- _Exercise brief_: In the following material, identify every line holding the string "React" and return it.

- _Source data_:
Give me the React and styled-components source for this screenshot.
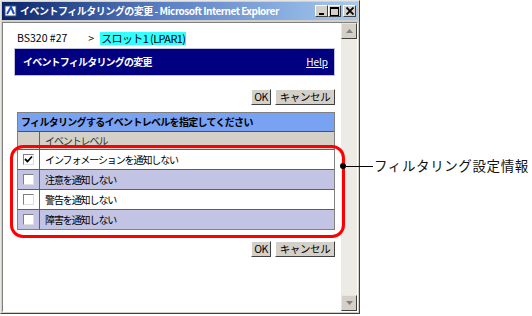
import React from 'react'
import styled, { createGlobalStyle } from 'styled-components'

const Global = createGlobalStyle`
  html, body {
    margin: 0;
    padding: 0;
    background: #ffffff;
  }
  body {
    font-family: "Noto Sans CJK JP", "Liberation Sans", sans-serif;
    line-height: 1;
  }
`

const levels = [
  { label: 'インフォメーションを通知しない', checked: true },
  { label: '注意を通知しない', checked: false },
  { label: '警告を通知しない', checked: false },
  { label: '障害を通知しない', checked: false },
]

const Page = () => {
  return (
    <Stage>
      <Global />
      <Window>
        <TitleBar>
          <TitleIcon>
            <svg width="14" height="14" viewBox="0 0 14 14">
              <rect x="1" y="2" width="11" height="10" fill="#ffffff" stroke="#405080" />
              <path d="M3 10 L7 3 L10 10" stroke="#2050c0" strokeWidth="2" fill="none" />
            </svg>
          </TitleIcon>
          <TitleText>イベントフィルタリングの変更 - Microsoft Internet Explorer</TitleText>
          <CaptionButtons>
            <CapButton>
              <svg width="8" height="8" viewBox="0 0 8 8"><rect x="1" y="6" width="5" height="2" fill="#000" /></svg>
            </CapButton>
            <CapButton>
              <svg width="9" height="9" viewBox="0 0 9 9"><rect x="0.5" y="0.5" width="8" height="8" fill="none" stroke="#000" /><rect x="0" y="0" width="9" height="2" fill="#000" /></svg>
            </CapButton>
            <CapButton gap>
              <svg width="8" height="8" viewBox="0 0 8 8"><path d="M0.5 0.5 L7.5 7.5 M7.5 0.5 L0.5 7.5" stroke="#000" strokeWidth="1.8" /></svg>
            </CapButton>
          </CaptionButtons>
        </TitleBar>
        <Client>
          <Content>
            <Crumbs>
              <span>BS320 #27</span>
              <Arrow>&gt;</Arrow>
              <Current>スロット1 (LPAR1)</Current>
            </Crumbs>
            <Banner>
              <span>イベントフィルタリングの変更</span>
              <HelpLink>Help</HelpLink>
            </Banner>
            <ButtonRow>
              <Btn>OK</Btn>
              <Btn wide>キャンセル</Btn>
            </ButtonRow>
            <Table>
              <Caption>フィルタリングするイベントレベルを指定してください</Caption>
              <Row bg="#d4d0c8" h={17}>
                <CheckCell />
                <LabelCell muted>イベントレベル</LabelCell>
              </Row>
              {levels.map((lv, i) => (
                <Row key={lv.label} bg={i % 2 ? '#c3c3e3' : '#ffffff'} h={19}>
                  <CheckCell>
                    <Box>{lv.checked && (
                      <svg width="9" height="9" viewBox="0 0 9 9"><path d="M1 4 L3.5 6.5 L8 1.5" stroke="#000" strokeWidth="1.8" fill="none" /></svg>
                    )}</Box>
                  </CheckCell>
                  <LabelCell>{lv.label}</LabelCell>
                </Row>
              ))}
            </Table>
            <ButtonRow bottom>
              <Btn>OK</Btn>
              <Btn wide>キャンセル</Btn>
            </ButtonRow>
          </Content>
          <ScrollBar>
            <ScrollBtn>
              <svg width="7" height="4" viewBox="0 0 7 4"><path d="M0 4 L3.5 0 L7 4 Z" fill="#808080" /></svg>
            </ScrollBtn>
            <Track />
            <ScrollBtn>
              <svg width="7" height="4" viewBox="0 0 7 4"><path d="M0 0 L3.5 4 L7 0 Z" fill="#808080" /></svg>
            </ScrollBtn>
          </ScrollBar>
        </Client>
      </Window>
      <Highlight />
      <Callout>
        <Dot />
        <Leader />
        <CalloutText>フィルタリング設定情報</CalloutText>
      </Callout>
    </Stage>
  )
}

const Stage = styled.div`
  position: relative;
  width: 532px;
  height: 316px;
  overflow: hidden;
`

const Window = styled.div`
  box-sizing: border-box;
  width: 360px;
  height: 314px;
  background: #d4d0c8;
  border: 1px solid;
  border-color: #e8e6e0 #404040 #404040 #e8e6e0;
  padding: 1px;
  display: flex;
  flex-direction: column;
`

const TitleBar = styled.div`
  height: 18px;
  display: flex;
  align-items: center;
  background: linear-gradient(to right, #0a246a 0%, #5a7fc4 45%, #a6caf0 100%);
  padding: 0 2px 0 2px;
`

const TitleIcon = styled.div`
  width: 16px;
  display: flex;
  align-items: center;
`

const TitleText = styled.div`
  flex: 1;
  color: #ffffff;
  font-size: 10px;
  font-weight: bold;
  white-space: nowrap;
  letter-spacing: -0.5px;
`

const CaptionButtons = styled.div`
  display: flex;
  align-items: center;
`

const CapButton = styled.div`
  box-sizing: border-box;
  width: 13px;
  height: 12px;
  margin-left: ${p => (p.gap ? '2px' : '0')};
  background: #d4d0c8;
  border: 1px solid;
  border-color: #ffffff #404040 #404040 #ffffff;
  display: flex;
  align-items: center;
  justify-content: center;
`

const Client = styled.div`
  flex: 1;
  display: flex;
  margin-top: 2px;
  border: 1px solid;
  border-color: #808080 #ffffff #ffffff #808080;
  background: #ffffff;
`

const Content = styled.div`
  flex: 1;
  padding: 7px 6px 0 9px;
  display: flex;
  flex-direction: column;
`

const Crumbs = styled.div`
  display: flex;
  align-items: center;
  height: 16px;
  padding-left: 5px;
  font-size: 10.5px;
  color: #000;
`

const Arrow = styled.span`
  margin-left: 21px;
  margin-right: 6px;
`

const Current = styled.span`
  background: #33ffff;
  color: #000;
  padding: 1px 1px;
  font-size: 11px;
  letter-spacing: -0.6px;
`

const Banner = styled.div`
  box-sizing: border-box;
  height: 28px;
  margin: 2px 0 0 2px;
  padding: 0 6px 0 8px;
  background: #000080;
  border: 1px solid #c0c0e0;
  display: flex;
  align-items: center;
  justify-content: space-between;
  color: #ffffff;
  font-size: 10px;
  font-weight: bold;
  letter-spacing: -0.8px;
`

const HelpLink = styled.span`
  font-weight: normal;
  font-size: 10px;
  letter-spacing: 0;
  text-decoration: underline;
`

const ButtonRow = styled.div`
  display: flex;
  justify-content: flex-end;
  gap: 4px;
  margin-top: ${p => (p.bottom ? '11px' : '13px')};
  margin-bottom: 7px;
`

const Btn = styled.div`
  box-sizing: border-box;
  height: 16px;
  min-width: ${p => (p.wide ? '60px' : '19px')};
  padding: 0 2px;
  background: #d4d0c8;
  border: 1px solid;
  border-color: #ffffff #404040 #404040 #ffffff;
  display: flex;
  align-items: center;
  justify-content: center;
  font-size: 10.5px;
  letter-spacing: -0.4px;
  color: #000;
`

const Table = styled.div`
  box-sizing: border-box;
  margin-left: 5px;
  border: 1px solid #808080;
  display: flex;
  flex-direction: column;
`

const Caption = styled.div`
  height: 18px;
  display: flex;
  align-items: center;
  padding-left: 3px;
  background: #79a2f2;
  border-bottom: 1px solid #505050;
  font-size: 10px;
  font-weight: bold;
  letter-spacing: -0.7px;
  color: #000;
`

const Row = styled.div`
  display: flex;
  height: ${p => p.h}px;
  background: ${p => p.bg};
  & + & {
    border-top: 1px solid #606060;
  }
`

const CheckCell = styled.div`
  width: 21px;
  border-right: 1px solid #606060;
  display: flex;
  align-items: center;
  justify-content: center;
`

const Box = styled.div`
  box-sizing: border-box;
  width: 11px;
  height: 11px;
  background: #ffffff;
  border: 1px solid;
  border-color: #808080 #e0e0e0 #e0e0e0 #808080;
  display: flex;
  align-items: center;
  justify-content: center;
`

const LabelCell = styled.div`
  flex: 1;
  display: flex;
  align-items: center;
  padding-left: 5px;
  font-size: 10px;
  letter-spacing: -1.1px;
  color: ${p => (p.muted ? '#333' : '#000')};
`

const ScrollBar = styled.div`
  width: 16px;
  display: flex;
  flex-direction: column;
`

const ScrollBtn = styled.div`
  box-sizing: border-box;
  height: 16px;
  background: #d4d0c8;
  border: 1px solid;
  border-color: #e8e6e0 #404040 #404040 #e8e6e0;
  display: flex;
  align-items: center;
  justify-content: center;
`

const Track = styled.div`
  flex: 1;
  background: #ecebe6;
`

const Highlight = styled.div`
  position: absolute;
  left: 10px;
  top: 145px;
  width: 329px;
  height: 87px;
  border: 3px solid #ff0000;
  border-radius: 13px;
`

const Callout = styled.div`
  position: absolute;
  left: 340px;
  top: 158px;
  height: 16px;
  display: flex;
  align-items: center;
`

const Dot = styled.div`
  width: 6px;
  height: 6px;
  border-radius: 50%;
  background: #000;
`

const Leader = styled.div`
  width: 27px;
  height: 1px;
  background: #000;
`

const CalloutText = styled.div`
  margin-left: 1px;
  font-size: 13.5px;
  color: #111;
  white-space: nowrap;
  letter-spacing: 0.6px;
`

export default Page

- _Written solution_:
Give me the React and styled-components source for this screenshot.
import React from 'react'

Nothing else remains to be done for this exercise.